## Written problem
Each line of the listing that contains the word "React" is to be copied.

## Data shown
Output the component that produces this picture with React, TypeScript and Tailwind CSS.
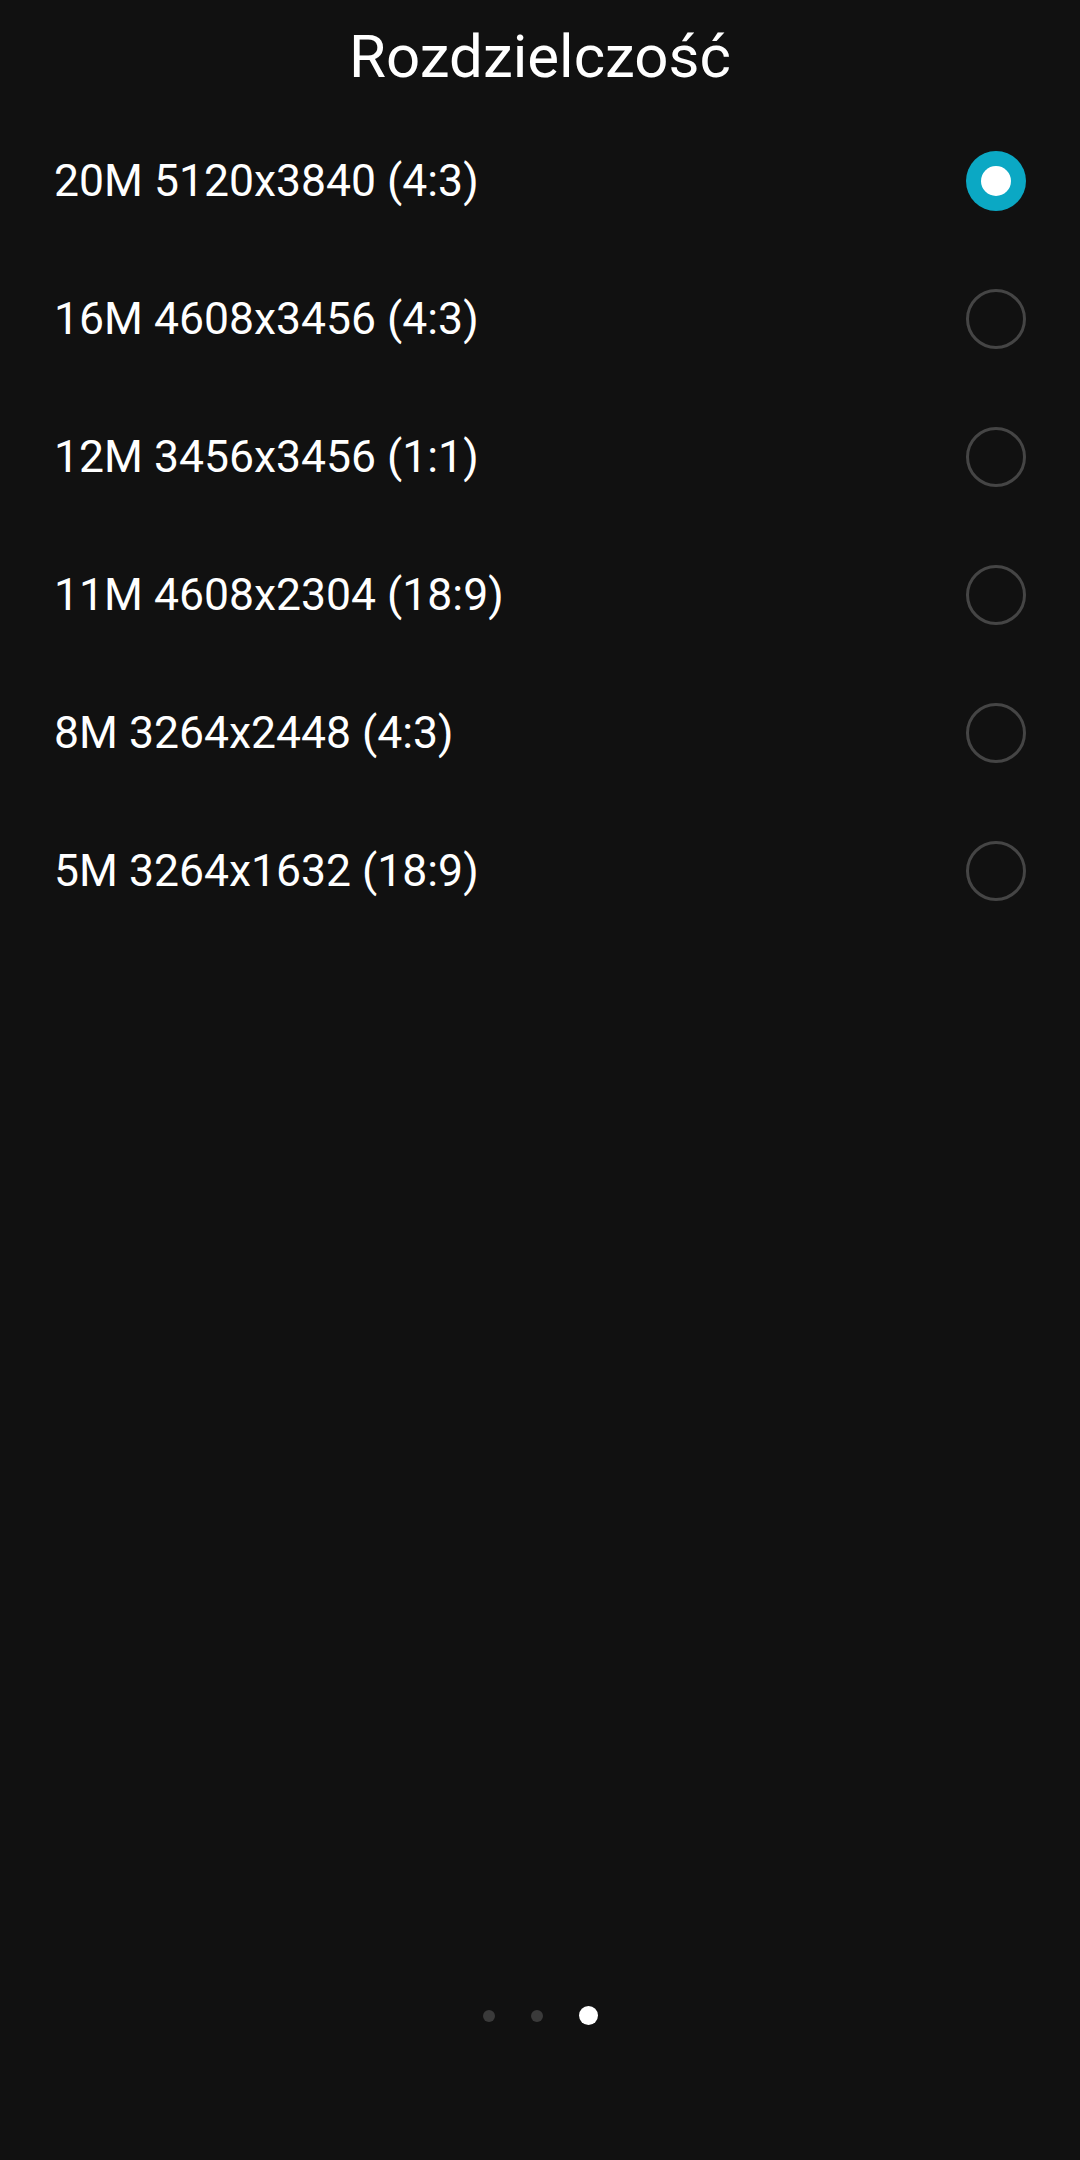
import React from "react";

const items = [
  "20M 5120x3840 (4:3)",
  "16M 4608x3456 (4:3)",
  "12M 3456x3456 (1:1)",
  "11M 4608x2304 (18:9)",
  "8M 3264x2448 (4:3)",
  "5M 3264x1632 (18:9)",
];

export default function App() {
  return (
    <div
      className="w-[1080px] h-[2160px] bg-[#111111] text-white flex flex-col"
      style={{ fontFamily: "Roboto, 'Noto Sans', sans-serif" }}
    >
      <div className="h-[112px] flex items-center justify-center pt-[2px]">
        <h1 className="text-[60px] font-normal leading-none">Rozdzielczość</h1>
      </div>
      <div className="flex flex-col">
        {items.map((t, i) => (
          <div key={t} className="h-[138px] flex items-center justify-between pl-[54px] pr-[54px]">
            <span className="text-[44.5px] leading-none">{t}</span>
            {i === 0 ? (
              <div className="w-[60px] h-[60px] rounded-full bg-[#0ba8c4] flex items-center justify-center">
                <div className="w-[30px] h-[30px] rounded-full bg-white" />
              </div>
            ) : (
              <div className="w-[60px] h-[60px] rounded-full border-[3px] border-[#454545]" />
            )}
          </div>
        ))}
      </div>
      <div className="flex-1" />
      <div className="h-[154px] flex items-start justify-center">
        <div className="flex items-center gap-[36px]">
          <div className="w-[12px] h-[12px] rounded-full bg-[#3a3a3a]" />
          <div className="w-[12px] h-[12px] rounded-full bg-[#3a3a3a]" />
          <div className="w-[19px] h-[19px] rounded-full bg-white" />
        </div>
      </div>
    </div>
  );
}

## Problem solution
Output the component that produces this picture with React, TypeScript and Tailwind CSS.
import React from "react";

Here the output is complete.